You’ve heard this before. Every coach, trainer, and industry leader has said it. Consistency wins. And they’re right. But here’s the piece that usually gets left out: consistency is hard specifically because your emotional state isn’t consistent. You can’t build a flawless daily routine and expect to follow it like clockwork when your energy, confidence, and motivation fluctuate from day to day.

So instead of trying to build the perfect system from scratch — which is how most real estate agents end up creating a complicated process they abandon within a couple of weeks — try a different approach.

Look at what you’re already doing. And make it ten percent better. Ten percent better conversations. Ten percent more consistent follow-up. Ten percent more intentional daily structure. Then do it again the following week. This isn’t dramatic. It’s not exciting. It won’t make for a great Instagram post. But incremental progress you can actually sustain beats a perfect plan you’ll quit in two weeks. That’s how you compound results instead of starting over every few months.
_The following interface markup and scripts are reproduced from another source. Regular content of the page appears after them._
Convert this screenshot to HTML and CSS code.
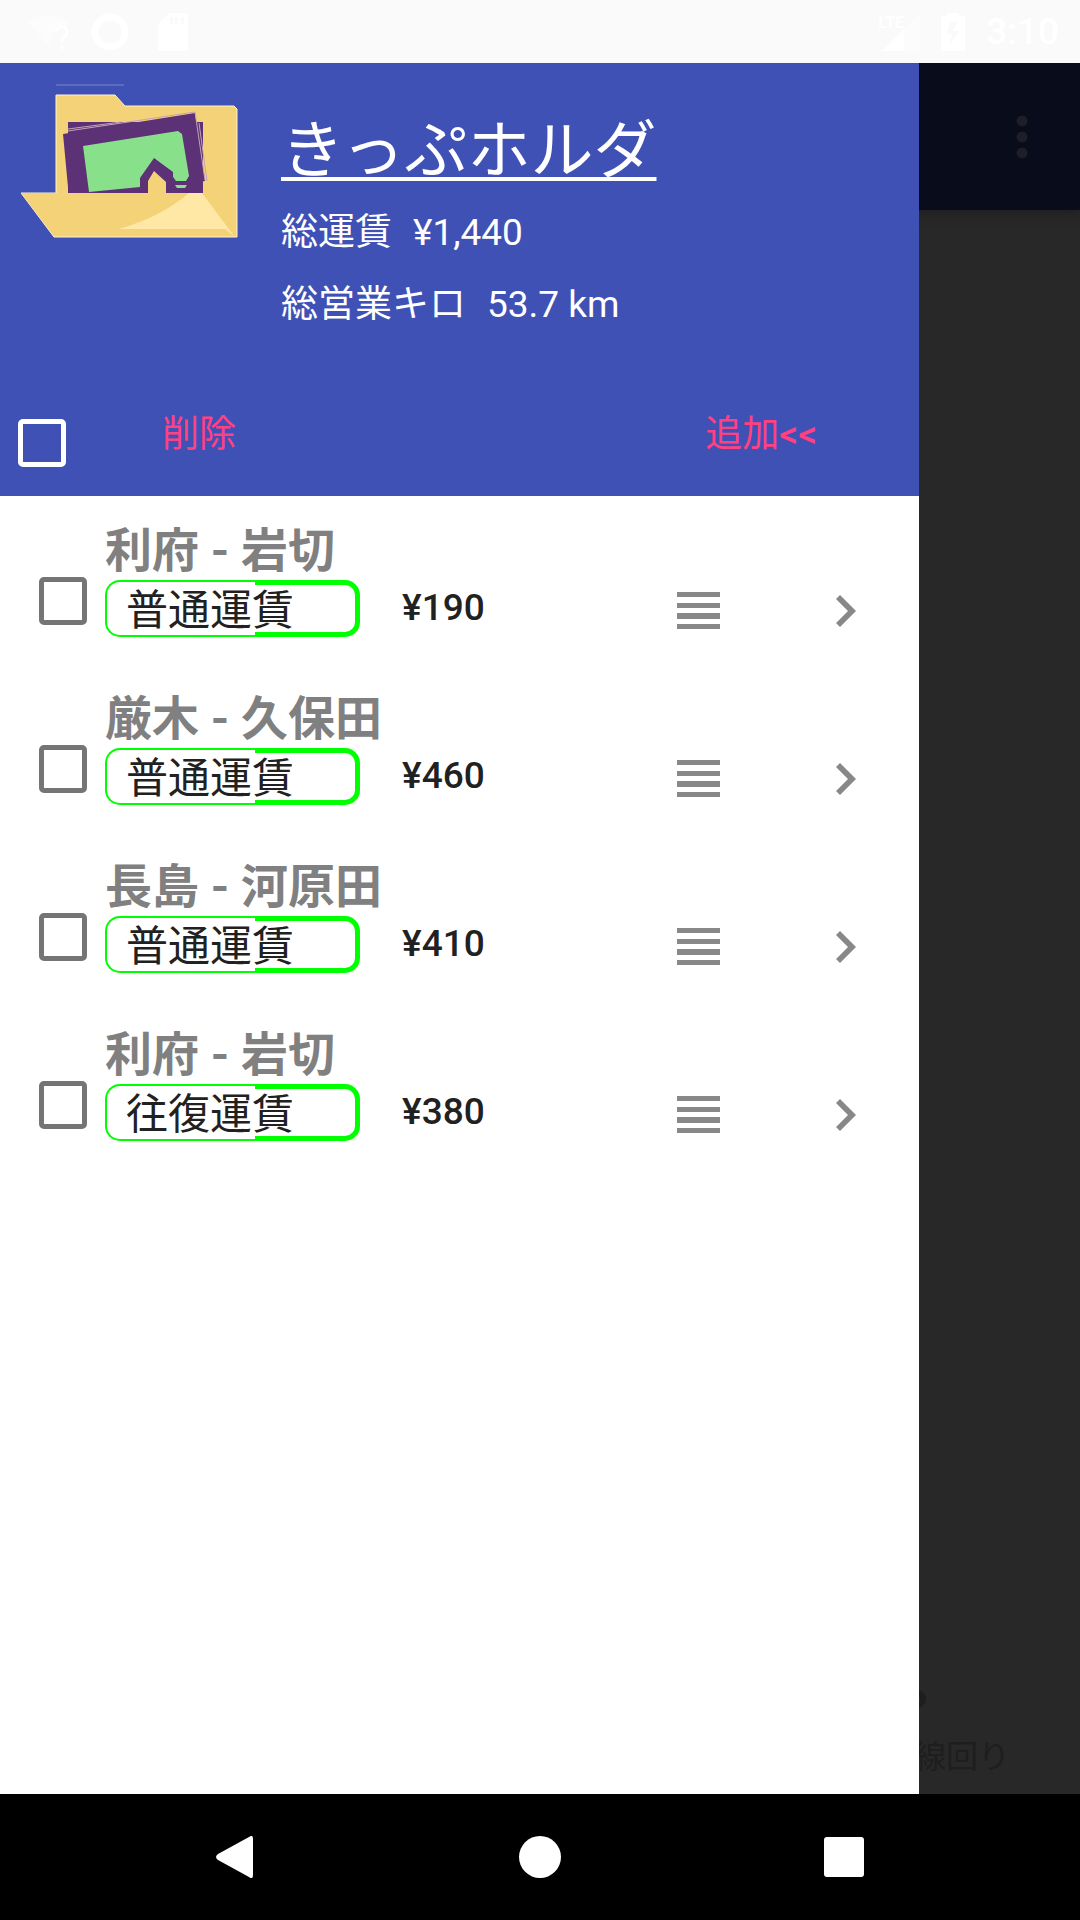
FILE: index.html
```html
<!DOCTYPE html>
<html lang="ja">
<head>
<meta charset="utf-8">
<meta name="viewport" content="width=device-width, initial-scale=1">
<title>きっぷホルダ</title>
<link rel="stylesheet" href="styles.css">
</head>
<body>
<svg class="defs" width="0" height="0" aria-hidden="true">
  <symbol id="handle" viewBox="0 0 43 38"><path d="M0 0h43v5H0zM0 11h43v5H0zM0 21h43v6H0zM0 32h43v5H0z"/></symbol>
  <symbol id="chevron" viewBox="0 0 20 32"><path d="M4 0 20 16 4 32 0 28 12 16 0 4z"/></symbol>
</svg>

<header class="status">
  <div class="status-group status-left">
    <svg width="42" height="36" viewBox="0 0 42 36"><path d="M0 8Q20-5 40 8L36 13Q27 10 26 20L20 32z" opacity=".4"/><path d="M28 18q1-5 6-5t5 5q0 3-3 5t-2 5M34 31v4" fill="none" stroke="#fff" stroke-width="3"/></svg>
    <svg width="38" height="38" viewBox="0 0 38 38"><circle cx="19" cy="19" r="15" fill="none" stroke="#fff" stroke-width="7"/></svg>
    <svg class="sd-card" width="30" height="38" viewBox="0 0 30 38"><path fill-rule="evenodd" d="M11 0h16q3 0 3 3v32q0 3-3 3H3q-3 0-3-3V11zM12 4v7h3V4zM17 4v7h3V4zM23 4v7h3V4z"/></svg>
  </div>
  <div class="status-group status-right">
    <span class="signal"><span class="lte">LTE</span><svg width="38" height="38" viewBox="0 0 38 38"><path d="M38 0v38H0z" opacity=".4"/><path d="M22 16v22H0z"/></svg></span>
    <svg width="24" height="38" viewBox="0 0 24 38"><path fill-rule="evenodd" d="M6 0h12v3h6v35H0V3h6zM9 9 6 21h5L8 33 18 18h-6l5-9z"/></svg>
    <time class="clock">3:10</time>
  </div>
</header>

<div class="app">
  <div class="page">
    <div class="toolbar">
      <button class="icon-button" type="button" aria-label="メニュー"><svg width="12" height="44" viewBox="0 0 12 44"><circle cx="6" cy="6" r="5.500"/><circle cx="6" cy="22" r="5.500"/><circle cx="6" cy="38" r="5.500"/></svg></button>
    </div>
    <div class="page-foot">
      <svg class="option-dot" width="18" height="18" viewBox="0 0 18 18"><circle cx="9" cy="9" r="6" fill="none" stroke-width="6"/></svg>
      <span>線回り</span>
    </div>
  </div>

  <aside class="drawer">
    <div class="drawer-head">
      <div class="summary">
        <svg class="folder" width="219" height="160" viewBox="0 0 219 160">
          <path d="M35 2h68" stroke="#5c6bc0" stroke-width="2"/>
          <path d="M35 12H94l10 11H213l3 3V154H33L0 110H35z" fill="#f4d277" stroke="#fff3cf" stroke-width="1"/>
          <path d="M47 39H182V110H47z" fill="#5d3175"/>
          <path d="M42 51 174 30 184 98 150 104H47z" fill="#5d3175"/>
          <path d="M47 48 174 29 184 97M47 46 100 39M178 40 186 98" fill="none" stroke="#c4a5b4" stroke-width="1"/>
          <path d="M62 63 157 48 161 51 168 93 165 98H155L150 91 134 76 120 94 119 104 68 109z" fill="#89e08a"/>
          <path d="M154 102h12l-2 3h-8z" fill="#89e08a"/>
          <path d="M119 109V95L133 75 152 89V103L146 109V98L134 87 127 99V109z" fill="#5d3175"/>
          <path d="M127 110V98L133 88 145 99V110z" fill="#f4d277"/>
          <path d="M33 153 0 110H181L216 153z" fill="#f4d277"/>
          <path d="M98 146Q140 134 168 110H181L213 153 204 146z" fill="#ffe8a5"/>
        </svg>
        <div class="totals">
          <h1>きっぷホルダ</h1>
          <p><span>総運賃</span><span>¥1,440</span></p>
          <p><span>総営業キロ</span><span>53.7 km</span></p>
        </div>
      </div>
      <div class="actions">
        <input class="check check-light" type="checkbox" aria-label="すべて選択">
        <button class="text-button" type="button">削除</button>
        <button class="text-button text-button-end" type="button">追加<span class="arrows">&lt;&lt;</span></button>
      </div>
    </div>

    <ul class="tickets">
      <li class="ticket">
        <input class="check" type="checkbox" id="t1">
        <label class="route" for="t1">利府 - 岩切</label>
        <div class="fare-line">
          <span class="badge">普通運賃</span>
          <span class="price">¥190</span>
          <button class="icon-button" type="button" aria-label="並べ替え"><svg width="43" height="38"><use href="#handle"/></svg></button>
          <button class="icon-button" type="button" aria-label="開く"><svg width="20" height="32"><use href="#chevron"/></svg></button>
        </div>
      </li>
      <li class="ticket">
        <input class="check" type="checkbox" id="t2">
        <label class="route" for="t2">厳木 - 久保田</label>
        <div class="fare-line">
          <span class="badge">普通運賃</span>
          <span class="price">¥460</span>
          <button class="icon-button" type="button" aria-label="並べ替え"><svg width="43" height="38"><use href="#handle"/></svg></button>
          <button class="icon-button" type="button" aria-label="開く"><svg width="20" height="32"><use href="#chevron"/></svg></button>
        </div>
      </li>
      <li class="ticket">
        <input class="check" type="checkbox" id="t3">
        <label class="route" for="t3">長島 - 河原田</label>
        <div class="fare-line">
          <span class="badge">普通運賃</span>
          <span class="price">¥410</span>
          <button class="icon-button" type="button" aria-label="並べ替え"><svg width="43" height="38"><use href="#handle"/></svg></button>
          <button class="icon-button" type="button" aria-label="開く"><svg width="20" height="32"><use href="#chevron"/></svg></button>
        </div>
      </li>
      <li class="ticket">
        <input class="check" type="checkbox" id="t4">
        <label class="route" for="t4">利府 - 岩切</label>
        <div class="fare-line">
          <span class="badge">往復運賃</span>
          <span class="price">¥380</span>
          <button class="icon-button" type="button" aria-label="並べ替え"><svg width="43" height="38"><use href="#handle"/></svg></button>
          <button class="icon-button" type="button" aria-label="開く"><svg width="20" height="32"><use href="#chevron"/></svg></button>
        </div>
      </li>
    </ul>
  </aside>
</div>

<nav class="navbar">
  <button class="icon-button" type="button" aria-label="戻る"><svg width="42" height="42" viewBox="0 0 42 42"><path d="M34 1Q38-2 38 3V39q0 5-4 2L3 24Q-1 21 3 18z"/></svg></button>
  <button class="icon-button" type="button" aria-label="ホーム"><svg width="42" height="42" viewBox="0 0 42 42"><circle cx="21" cy="21" r="21"/></svg></button>
  <button class="icon-button" type="button" aria-label="履歴"><svg width="42" height="42" viewBox="0 0 42 42"><rect x="1" y="1" width="40" height="40" rx="3"/></svg></button>
</nav>
</body>
</html>
```
FILE: styles.css
```css
*,
*::before,
*::after {
  box-sizing: border-box;
}

body {
  margin: 0;
  min-height: 100vh;
  display: flex;
  flex-direction: column;
  background: #000;
  color: #212121;
  font-family: Roboto, "Noto Sans CJK JP", sans-serif;
  font-size: 37px;
}

svg {
  display: block;
  fill: currentColor;
}

.defs {
  position: absolute;
}

.icon-button,
.text-button {
  margin: 0;
  padding: 0;
  border: 0;
  background: none;
  color: inherit;
  font: inherit;
}

/* Status bar */
.status {
  position: relative;
  z-index: 1;
  display: flex;
  justify-content: space-between;
  align-items: center;
  height: 63px;
  padding: 0 21px 0 28px;
  background: #fafafa;
  color: #fff;
}

.status-group {
  display: flex;
  align-items: center;
  gap: 21px;
}

.sd-card {
  margin-left: 8px;
}

.signal {
  display: flex;
}

.lte {
  margin-right: -22px;
  font-size: 16px;
  line-height: 20px;
  font-weight: 700;
}

.clock {
  font-weight: 500;
}

/* Dimmed page under the drawer */
.app {
  position: relative;
  flex: 1;
  display: flex;
}

.page {
  flex: 1;
  display: flex;
  flex-direction: column;
  justify-content: space-between;
  background: #282828;
  color: #1e1e1e;
}

.toolbar {
  display: flex;
  justify-content: flex-end;
  align-items: center;
  height: 147px;
  padding-right: 52px;
  background: #090c1b;
  color: #1e1e27;
  box-shadow: 0 2px 10px #1c1c1c;
}

.page-foot {
  display: flex;
  flex-direction: column;
  align-items: flex-end;
  gap: 25px;
  padding: 0 70px 13px 0;
  font-size: 32px;
  line-height: 48px;
}

.option-dot {
  margin-right: 84px;
  stroke: currentColor;
}

/* Drawer */
.drawer {
  position: absolute;
  inset: 0 161px 0 0;
  background: #fff;
}

.drawer-head {
  display: flex;
  flex-direction: column;
  justify-content: space-between;
  height: 433px;
  padding: 20px 18px 0;
  background: #3f51b5;
  color: #fff;
}

.summary {
  display: flex;
  gap: 41px;
  padding-left: 3px;
}

.totals {
  padding-top: 28px;
}

.totals h1 {
  margin: 0 0 12px;
  font-size: 63px;
  line-height: 80px;
  font-weight: 400;
  text-decoration: underline;
  text-decoration-thickness: 4px;
  text-decoration-skip-ink: none;
  text-underline-offset: 5px;
}

.totals p {
  display: flex;
  gap: 21px;
  margin: 0 0 12px;
  line-height: 60px;
}

.actions {
  display: flex;
  align-items: flex-start;
  height: 101px;
}

.check {
  appearance: none;
  width: 48px;
  height: 48px;
  margin: 0;
  border: 5px solid #757575;
  border-radius: 5px;
}

.check-light {
  margin-top: 24px;
  border-color: #fff;
}

.text-button {
  height: 80px;
  margin-left: 96px;
  color: #ff4081;
  line-height: 60px;
}

.arrows {
  font-weight: 500;
}

.text-button-end {
  margin: 0 84px 0 auto;
}

/* Ticket list */
.tickets {
  margin: 0;
  padding: 0;
  list-style: none;
}

.ticket {
  display: grid;
  grid-template-columns: 48px 1fr;
  column-gap: 18px;
  padding: 24px 63px 27px 39px;
}

.ticket .check {
  grid-row: 1 / 3;
  align-self: end;
  margin-bottom: 12px;
}

.route {
  height: 60px;
  color: #808080;
  font-size: 47px;
  font-weight: 700;
  line-height: 62px;
}

.fare-line {
  display: flex;
  align-items: center;
  color: #888;
}

.badge {
  position: relative;
  width: 255px;
  height: 57px;
  margin-right: 42px;
  padding-left: 21px;
  color: #212121;
  font-size: 42px;
  line-height: 62px;
}

.badge::before,
.badge::after {
  content: "";
  position: absolute;
  top: 0;
  bottom: 0;
  border: 2px solid #0f0;
}

.badge::before {
  left: 0;
  width: 150px;
  border-right: 0;
  border-radius: 15px 0 0 15px;
}

.badge::after {
  right: 0;
  width: 105px;
  border-width: 5px;
  border-left: 0;
  border-radius: 0 15px 15px 0;
}

.price {
  flex: 1;
  padding-bottom: 2px;
  color: #212121;
  font-weight: 500;
}

.fare-line .icon-button {
  padding-top: 5px;
}

.fare-line .icon-button + .icon-button {
  margin-left: 116px;
}

/* Navigation bar */
.navbar {
  display: flex;
  justify-content: space-between;
  align-items: center;
  height: 126px;
  padding: 0 215px;
  background: #000;
  color: #fff;
}
```
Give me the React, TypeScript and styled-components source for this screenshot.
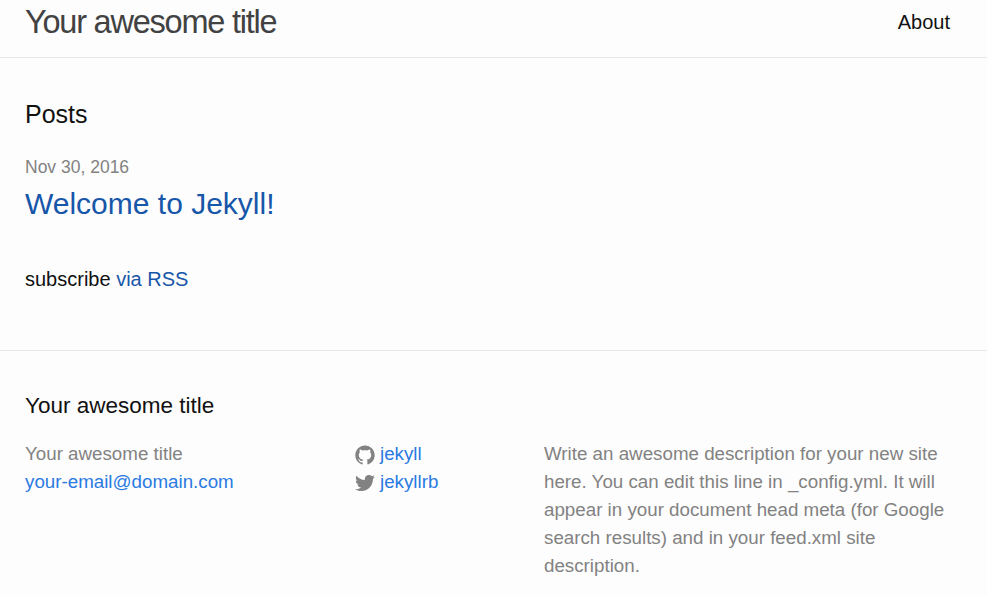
import React from "react";
import styled, { createGlobalStyle } from "styled-components";

const GlobalStyle = createGlobalStyle`
  * { box-sizing: border-box; margin: 0; padding: 0; }
  body { background: #fdfdfd; color: #111; font: 400 20px/30px "Liberation Sans", Arial, sans-serif; overflow: hidden; }
`;
const Header = styled.header`
  display: flex; justify-content: space-between; height: 58px;
  padding: 0 37px 0 25px; border-bottom: 1px solid #e8e8e8;
`;
const SiteTitle = styled.a`
  font-size: 32.5px; line-height: 44px; letter-spacing: -1.22px; color: #424242; white-space: nowrap;
`;
const NavLink = styled.a`line-height: 44px; color: #111;`;
const Main = styled.main`height: 292px; padding: 38px 25px 0;`;
const Heading = styled.h1`font-size: 25px; font-weight: 400; line-height: 36px;`;
const Posts = styled.ul`list-style: none; padding-top: 21px;`;
const PostDate = styled.span`display: block; font-size: 17.5px; line-height: 28px; color: #828282;`;
const PostLink = styled.a`display: block; font-size: 30px; line-height: 45px; color: #1756a9;`;
const Subscribe = styled.p`margin-top: 38px;`;
const Accent = styled.a`color: #1756a9;`;
const Footer = styled.footer`border-top: 1px solid #e8e8e8; padding: 37px 25px 0;`;
const FooterTitle = styled.h2`font-size: 22.5px; font-weight: 400; line-height: 36px;`;
const Columns = styled.div`
  display: grid; grid-template-columns: 330px 189px 410px; padding-top: 16px;
  font-size: 18.75px; line-height: 28px; color: #828282;
`;
const Column = styled.div`white-space: nowrap;`;
const FooterLink = styled.a`display: block; color: #2a7ae2;`;
const SocialLink = styled.a`display: flex; align-items: center; gap: 5px; color: #2a7ae2;`;
const Icon = styled.svg`width: 20px; height: 20px; fill: #828282; margin-top: 1px;`;

export default function App() {
  return (
    <>
      <GlobalStyle />
      <Header>
        <SiteTitle>Your awesome title</SiteTitle>
        <NavLink>About</NavLink>
      </Header>
      <Main>
        <Heading>Posts</Heading>
        <Posts>
          <li>
            <PostDate>Nov 30, 2016</PostDate>
            <PostLink>Welcome to Jekyll!</PostLink>
          </li>
        </Posts>
        <Subscribe>subscribe <Accent>via RSS</Accent></Subscribe>
      </Main>
      <Footer>
        <FooterTitle>Your awesome title</FooterTitle>
        <Columns>
          <Column>
            <div>Your awesome title</div>
            <FooterLink>your-email@domain.com</FooterLink>
          </Column>
          <Column>
            <SocialLink>
              <Icon viewBox="0 0 16 16"><path d="M7.999,0.431c-4.285,0-7.76,3.474-7.76,7.761 c0,3.428,2.223,6.337,5.307,7.363c0.388,0.071,0.53-0.168,0.53-0.374c0-0.184-0.007-0.672-0.01-1.32 c-2.159,0.469-2.614-1.04-2.614-1.04c-0.353-0.896-0.862-1.135-0.862-1.135c-0.705-0.481,0.053-0.472,0.053-0.472 c0.779,0.055,1.189,0.8,1.189,0.8c0.692,1.186,1.816,0.843,2.258,0.645c0.071-0.502,0.271-0.843,0.493-1.037 C4.86,11.425,3.049,10.76,3.049,7.786c0-0.847,0.302-1.54,0.799-2.082C3.768,5.507,3.501,4.718,3.924,3.65 c0,0,0.652-0.209,2.134,0.796C6.677,4.273,7.34,4.187,8,4.184c0.659,0.003,1.323,0.089,1.943,0.261 c1.482-1.004,2.132-0.796,2.132-0.796c0.423,1.068,0.157,1.857,0.077,2.054c0.497,0.542,0.798,1.235,0.798,2.082 c0,2.981-1.814,3.637-3.543,3.829c0.279,0.24,0.527,0.713,0.527,1.437c0,1.037-0.01,1.874-0.01,2.129 c0,0.208,0.14,0.449,0.534,0.373c3.081-1.028,5.302-3.935,5.302-7.362C15.76,3.906,12.285,0.431,7.999,0.431z" /></Icon>
              <span>jekyll</span>
            </SocialLink>
            <SocialLink>
              <Icon viewBox="0 0 16 16"><path d="M15.969,3.058c-0.586,0.26-1.217,0.436-1.878,0.515c0.675-0.405,1.194-1.045,1.438-1.809c-0.632,0.375-1.332,0.647-2.076,0.793c-0.596-0.636-1.446-1.033-2.387-1.033c-1.806,0-3.27,1.464-3.27,3.27c0,0.256,0.029,0.506,0.085,0.745C5.163,5.404,2.753,4.102,1.14,2.124C0.859,2.607,0.698,3.168,0.698,3.767c0,1.134,0.577,2.135,1.455,2.722C1.616,6.472,1.112,6.325,0.671,6.08c0,0.014,0,0.027,0,0.041c0,1.584,1.127,2.906,2.623,3.206C3.02,9.402,2.731,9.442,2.433,9.442c-0.211,0-0.416-0.021-0.615-0.059c0.416,1.299,1.624,2.245,3.055,2.271c-1.119,0.877-2.529,1.4-4.061,1.4c-0.264,0-0.524-0.015-0.78-0.046c1.447,0.928,3.166,1.469,5.013,1.469c6.015,0,9.304-4.983,9.304-9.304c0-0.142-0.003-0.283-0.009-0.423C14.976,4.29,15.531,3.714,15.969,3.058z" /></Icon>
              <span>jekyllrb</span>
            </SocialLink>
          </Column>
          <Column>
            Write an awesome description for your new site<br />
            here. You can edit this line in _config.yml. It will<br />
            appear in your document head meta (for Google<br />
            search results) and in your feed.xml site<br />
            description.
          </Column>
        </Columns>
      </Footer>
    </>
  );
}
Strip Away the Noise to Book More Real Estate Appointments

Here’s what it comes down to. You can’t change the market. You can’t eliminate bad days. You can’t make every lead source perform the same way. So stop burning energy on that stuff. Know your weekly number. Commit to your lead generation methods. Get better at how you communicate. Show up consistently, even when it’s ugly. That’s it.

You don’t need more motivation. Motivation is unreliable. You need clarity on the number that matters and control over the few levers that actually move it. Everything else is noise. Tune it out and get back to work.